Is there a way to directly obtain mintsA.ao_potential(B, B) to get this interaction? I have tried this but got the same nuclear potentials as mintsA.ao_potential(A, A), where both of these MintsHelper objects were obtained with the basis of A.

If mintsA was initialized with Monomer A’s basis mintsA.ao_potential(B, B) should work. Perhaps try mintsA.ao_potential(B) to mimic what is in Psi4Numpy. Though if this does work the (B, B) form is likely a bug and should be made into an issue on GitHub.

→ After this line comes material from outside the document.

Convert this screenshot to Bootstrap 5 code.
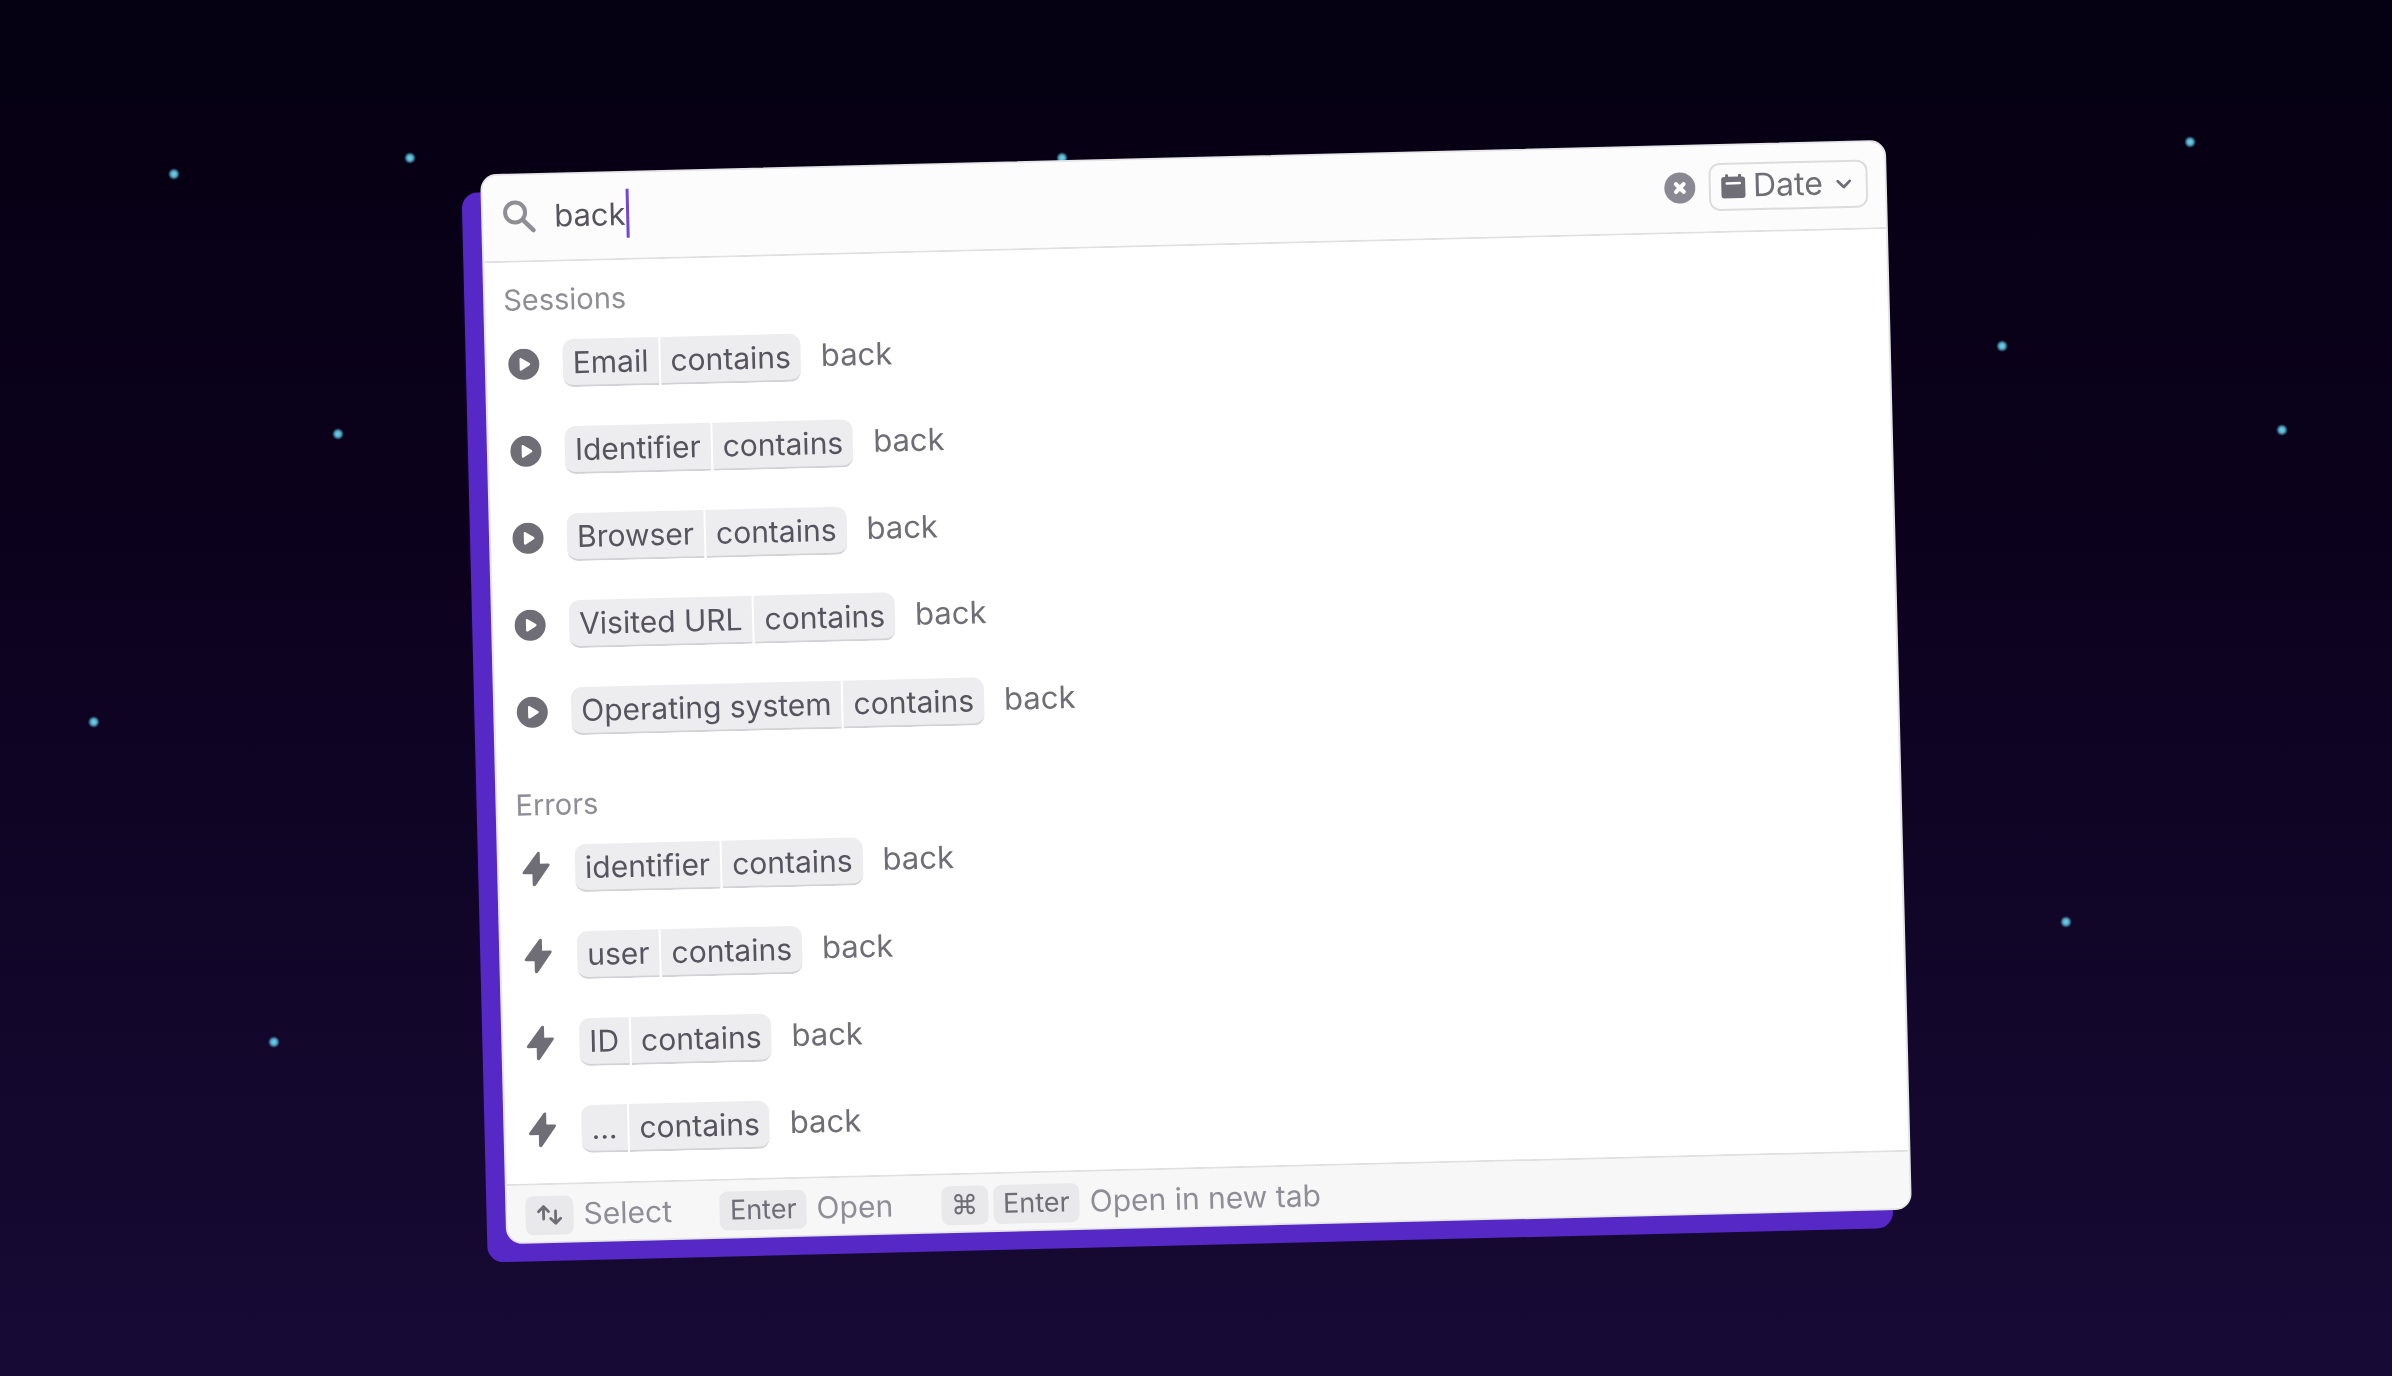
<!DOCTYPE html>
<html lang="en">
<head>
<meta charset="utf-8">
<meta name="viewport" content="width=device-width, initial-scale=1">
<title>Search</title>
<link href="https://cdn.jsdelivr.net/npm/bootstrap@5.3.0/dist/css/bootstrap.min.css" rel="stylesheet">
<style>
  body { font-family: Inter, "Liberation Sans", sans-serif; font-size: 30px; line-height: 40px; color: #6f6d76;
         background: linear-gradient(#050012, #0b011b 35%, #170a35) no-repeat #170a35; overflow-x: hidden; }
  .sky { z-index: -1; }
  .palette { width: 100%; max-width: 1406px; background: #fff; border: 2px solid #e6e5e8; border-radius: 16px;
             box-shadow: -19px 18px 0 #5628c6; transform: rotate(-1.4deg); margin-top: 8px; }
  .palette-head { background: #fcfcfc; border-bottom: 2px solid #e0dfe2; border-radius: 14px 14px 0 0; height: 87px; padding: 0 17px 4px 19px; }
  .query-label { margin-right: 18px; }
  .query { width: 72px; padding: 0; border: 0; background: transparent; color: #57545f; font-size: 31px; outline: 0; }
  .caret { width: 3px; height: 49px; background: #7047d6; }
  .date-btn { height: 48px; gap: 7px; border: 2px solid #dcdbde; border-radius: 11px; background: #fcfcfc; color: #6f6d76; font-size: 32px; padding: 0 14px 0 10px; line-height: 40px; }
  .date-btn span { padding: 0 6px 2px 0; }
  .clear-btn { border: 0; background: none; padding: 0; margin-right: 13px; line-height: 0; }
  .results { padding: 18px 18px 29px; }
  .group-title { font-size: 29px; line-height: 40px; color: #8f8d96; margin: 0 0 20px; font-weight: 400; }
  .hit-list { gap: 39px; margin-bottom: 49px; }
  .hit-list:last-child { margin-bottom: 0; }
  .hit { color: #6f6d76; text-decoration: none; height: 48px; }
  .hit-icon { width: 38px; margin-right: 20px; }
  .term { font-size: 31px; padding: 0 0 4px 20px; }
  .chips { gap: 2px; }
  .chip { background: #ededef; color: #57545f; border-bottom: 2px solid #d2d1d5; height: 48px; line-height: 46px; padding: 0 10px; }
  .chip:first-child { border-radius: 11px 0 0 11px; }
  .chip:last-child { border-radius: 0 11px 11px 0; }
  .palette-foot { background: #f7f7f8; border-top: 2px solid #e0dfe2; border-radius: 0 0 14px 14px; height: 58px; padding: 4px 18px 0; color: #8f8d96; }
  .hint { gap: 5px; }
  .hint span { padding: 0 0 2px 5px; }
  .key { font-family: inherit; background: #e9e9eb; color: #6f6d76; border-radius: 8px; font-size: 27px; line-height: 38px; height: 39px; padding: 0 10px; display: flex; align-items: center; }
</style>
<script src="https://cdn.jsdelivr.net/npm/bootstrap@5.3.0/dist/js/bootstrap.bundle.min.js"></script>
</head>
<body>
<svg class="sky position-fixed top-0 start-0 w-100 h-100" aria-hidden="true">
  <defs>
    <radialGradient id="glow"><stop offset="0" stop-color="#6fd6f0"/><stop offset=".45" stop-color="#58b1cd"/><stop offset="1" stop-color="#58b1cd" stop-opacity="0"/></radialGradient>
  </defs>
  <g fill="url(#glow)">
    <circle cx="7.27%" cy="12.65%" r="6"/><circle cx="17.14%" cy="11.48%" r="6"/><circle cx="14.13%" cy="31.54%" r="6"/>
    <circle cx="44.4%" cy="11.48%" r="6"/><circle cx="91.56%" cy="10.32%" r="6"/><circle cx="83.7%" cy="25.15%" r="6"/>
    <circle cx="95.4%" cy="31.25%" r="6"/><circle cx="86.37%" cy="67%" r="6"/><circle cx="3.92%" cy="52.47%" r="6"/>
    <circle cx="11.45%" cy="75.73%" r="6"/>
  </g>
</svg>
<svg class="d-none" aria-hidden="true">
  <symbol id="play" viewBox="0 0 32 32"><circle cx="16" cy="16" r="15.500" fill="#6f6d76"/><path d="M11.800 11v10c0 1 .9 1.600 1.800 1.100l8.200-5c.8-.5.8-1.700 0-2.200l-8.200-5c-.9-.5-1.800.1-1.800 1.100z" fill="#fff"/></symbol>
  <symbol id="bolt" viewBox="0 0 28 36"><path d="M15.200 1.500c.6-1.400 2.800-1.200 2.800.5v10.600h8.100c1.400 0 2 1.300 1.100 2.400L13.300 34.300c-1 1.300-3.100.7-3.100-.8V22.900H1.900c-1.400 0-2-1.200-1.200-2.300z" fill="#6f6d76"/></symbol>
</svg>

<main class="container-fluid min-vh-100 d-flex align-items-center justify-content-center">
  <section class="palette" aria-label="Search">
    <form class="palette-head d-flex align-items-center">
      <label for="q" class="query-label d-flex">
        <svg width="34" height="34" viewBox="0 0 34 34" fill="none" stroke="#8f8d96" role="img" aria-label="Search"><circle cx="13" cy="13" r="10" stroke-width="4"/><path d="M20.500 20.500L31 31" stroke-width="4.500" stroke-linecap="round"/></svg>
      </label>
      <input id="q" class="query" type="text" value="back" autocomplete="off">
      <span class="caret"></span>
      <button type="button" class="clear-btn ms-auto" aria-label="Clear">
        <svg width="32" height="32" viewBox="0 0 32 32"><circle cx="16" cy="16" r="15.500" fill="#8a8892"/><path d="M12.200 12.200l7.600 7.600M19.800 12.200l-7.600 7.600" stroke="#fff" stroke-width="4.200" stroke-linecap="round"/></svg>
      </button>
      <button type="button" class="date-btn d-flex align-items-center">
        <svg width="25" height="25" viewBox="0 0 25 25" fill="#6f6d76"><path d="M4.500 1.500c0-1.600 3-1.600 3 0V3h10V1.500c0-1.600 3-1.600 3 0V3h1A3 3 0 0 1 24.500 6v15.500a3 3 0 0 1-3 3h-18a3 3 0 0 1-3-3V6a3 3 0 0 1 3-3h1z"/><path d="M6 9.500h13" stroke="#fcfcfc" stroke-width="2.500" stroke-linecap="round"/></svg>
        <span>Date</span>
        <svg width="16" height="10" viewBox="0 0 16 10" fill="none" stroke="#6f6d76" stroke-width="2.800" stroke-linecap="round" stroke-linejoin="round"><path d="M2 2l6 6 6-6"/></svg>
      </button>
    </form>

    <div class="results">
      <h2 class="group-title">Sessions</h2>
      <div class="hit-list d-flex flex-column">
        <a href="#" class="hit d-flex align-items-center"><svg class="hit-icon" height="32"><use href="#play"/></svg><span class="chips d-flex"><span class="chip">Email</span><span class="chip">contains</span></span><span class="term">back</span></a>
        <a href="#" class="hit d-flex align-items-center"><svg class="hit-icon" height="32"><use href="#play"/></svg><span class="chips d-flex"><span class="chip">Identifier</span><span class="chip">contains</span></span><span class="term">back</span></a>
        <a href="#" class="hit d-flex align-items-center"><svg class="hit-icon" height="32"><use href="#play"/></svg><span class="chips d-flex"><span class="chip">Browser</span><span class="chip">contains</span></span><span class="term">back</span></a>
        <a href="#" class="hit d-flex align-items-center"><svg class="hit-icon" height="32"><use href="#play"/></svg><span class="chips d-flex"><span class="chip">Visited URL</span><span class="chip">contains</span></span><span class="term">back</span></a>
        <a href="#" class="hit d-flex align-items-center"><svg class="hit-icon" height="32"><use href="#play"/></svg><span class="chips d-flex"><span class="chip">Operating system</span><span class="chip">contains</span></span><span class="term">back</span></a>
      </div>
      <h2 class="group-title">Errors</h2>
      <div class="hit-list d-flex flex-column">
        <a href="#" class="hit d-flex align-items-center"><svg class="hit-icon" height="36"><use href="#bolt"/></svg><span class="chips d-flex"><span class="chip">identifier</span><span class="chip">contains</span></span><span class="term">back</span></a>
        <a href="#" class="hit d-flex align-items-center"><svg class="hit-icon" height="36"><use href="#bolt"/></svg><span class="chips d-flex"><span class="chip">user</span><span class="chip">contains</span></span><span class="term">back</span></a>
        <a href="#" class="hit d-flex align-items-center"><svg class="hit-icon" height="36"><use href="#bolt"/></svg><span class="chips d-flex"><span class="chip">ID</span><span class="chip">contains</span></span><span class="term">back</span></a>
        <a href="#" class="hit d-flex align-items-center"><svg class="hit-icon" height="36"><use href="#bolt"/></svg><span class="chips d-flex"><span class="chip">...</span><span class="chip">contains</span></span><span class="term">back</span></a>
      </div>
    </div>

    <footer class="palette-foot d-flex align-items-center gap-5">
      <div class="hint d-flex align-items-center"><kbd class="key"><svg width="28" height="22" viewBox="0 0 26 22" fill="none" stroke="#6f6d76" stroke-width="2.800" stroke-linecap="round" stroke-linejoin="round"><path d="M7 15V3M2 7.500L7 2.500l5 5M19 7v12M14 14.500l5 5 5-5"/></svg></kbd><span>Select</span></div>
      <div class="hint d-flex align-items-center"><kbd class="key">Enter</kbd><span>Open</span></div>
      <div class="hint d-flex align-items-center"><kbd class="key">⌘</kbd><kbd class="key">Enter</kbd><span>Open in new tab</span></div>
    </footer>
  </section>
</main>
</body>
</html>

I have enclosed my code for the He dimer to see if I am obtaining the nuclear integrals correctly. The relevant section is under # potential integrals.

# He dimer 
dimer = psi4.geometry("""
He 0.0 0.0 0.0
--
He 3.0 0.0 0.0
symmetry c1
no_reorient
no_com
""")

psi4.set_options({'basis': '6-31g',
                  'e_convergence': 1e-8,
                  'd_convergence': 1e-8})

dimer.reset_point_group('c1')
dimer.fix_orientation(True)
dimer.fix_com(True)
dimer.update_geometry()

monomerA_DCBS = dimer.extract_subsets(1,2)

monomerA = dimer.extract_subsets(1)
monomerB = dimer.extract_subsets(2)

# SCF
psi4.core.clean()
rhf_dimA,wfn_dimA = psi4.energy('SCF', return_wfn=True, molecule=monomerA_DCBS)
psi4.core.clean()
rhfA, wfnA = psi4.energy('SCF', return_wfn=True, molecule=monomerA)
psi4.core.clean()
rhfB, wfnB = psi4.energy('SCF', return_wfn=True, molecule=monomerB)

# initialise mintshelper

mints_dimA = psi4.core.MintsHelper(wfn_dimA.basisset())

mints_A = psi4.core.MintsHelper(wfnA.basisset())
mints_B = psi4.core.MintsHelper(wfnB.basisset())

# potential integrals

# potential integrals in dimer basis
V_dimA = np.asarray(mints_dimA.ao_potential())
print("V_dimA","\n",V_dimA)

# potential integrals in monomer basis (using mints_A)
V_AA = np.asarray(mints_A.ao_potential(wfnA.basisset(), wfnA.basisset()))
V_AB = np.asarray(mints_A.ao_potential(wfnA.basisset(), wfnB.basisset()))
V_BA = np.asarray(mints_A.ao_potential(wfnB.basisset(), wfnA.basisset()))
V_BB = np.asarray(mints_A.ao_potential(wfnB.basisset(), wfnB.basisset()))

print("V_AA","\n",V_AA,"\n","V_AB","\n",V_AB,"\n","V_BA","\n",V_BA,"\n","V_BB","\n",V_BB)

V_B = np.asarray(mints_A.ao_potential(wfnB.basisset()))
print(V_B)

This gives the following output:

V_dimA 
 [[-4.80528110e+00 -2.01363618e+00 -9.57020756e-10 -4.67437262e-04]
 [-2.01363618e+00 -1.74213558e+00 -1.10937910e-04 -5.86388978e-03]
 [-9.57020756e-10 -1.10937910e-04 -3.52784807e-01 -2.23717688e-01]
 [-4.67437262e-04 -5.86388978e-03 -2.23717688e-01 -3.52784807e-01]]
V_AA 
 [[-4.8052811  -2.01363618]
 [-2.01363618 -1.74213558]] 
 V_AB 
 [[-9.57020756e-10 -4.67437262e-04]
 [-1.10937910e-04 -5.86388978e-03]] 
 V_BA 
 [[-9.57020756e-10 -4.67437262e-04]
 [-1.10937910e-04 -5.86388978e-03]] 
 V_BB 
 [[-4.8052811  -2.01363618]
 [-2.01363618 -1.74213558]]
---------------------------------------------------------------------------
TypeError                                 Traceback (most recent call last)
<ipython-input-2-97666792cad0> in <module>
     54 print("V_AA","\n",V_AA,"\n","V_AB","\n",V_AB,"\n","V_BA","\n",V_BA,"\n","V_BB","\n",V_BB)
     55 
---> 56 V_B = np.asarray(mints_A.ao_potential(wfnB.basisset()))

TypeError: ao_potential(): incompatible function arguments. The following argument types are supported:
    1. (self: psi4.core.MintsHelper) -> psi4.core.Matrix
    2. (self: psi4.core.MintsHelper, arg0: psi::BasisSet, arg1: psi::BasisSet) -> psi4.core.Matrix

Invoked with: <psi4.core.MintsHelper object at 0x7f7529e68cf0>, <psi4.core.BasisSet object at 0x7f752a0820b0>

V_AA, V_AB and V_BA give the expected matrices when referring to V_dimA. Is there an error in how I am initialising MintsHelper?
It seems like the ao_potential() method accepts either 0 or 2 arguments.

Old thread, but this question does not seem to have been answered.
Is there a way to directly return the ‘BB’ block of the ao_potential integrals (i.e. nuclear attraction integrals for basis functions on MonomerB with nuclei of MonomerA)? I too need a simple way to do this.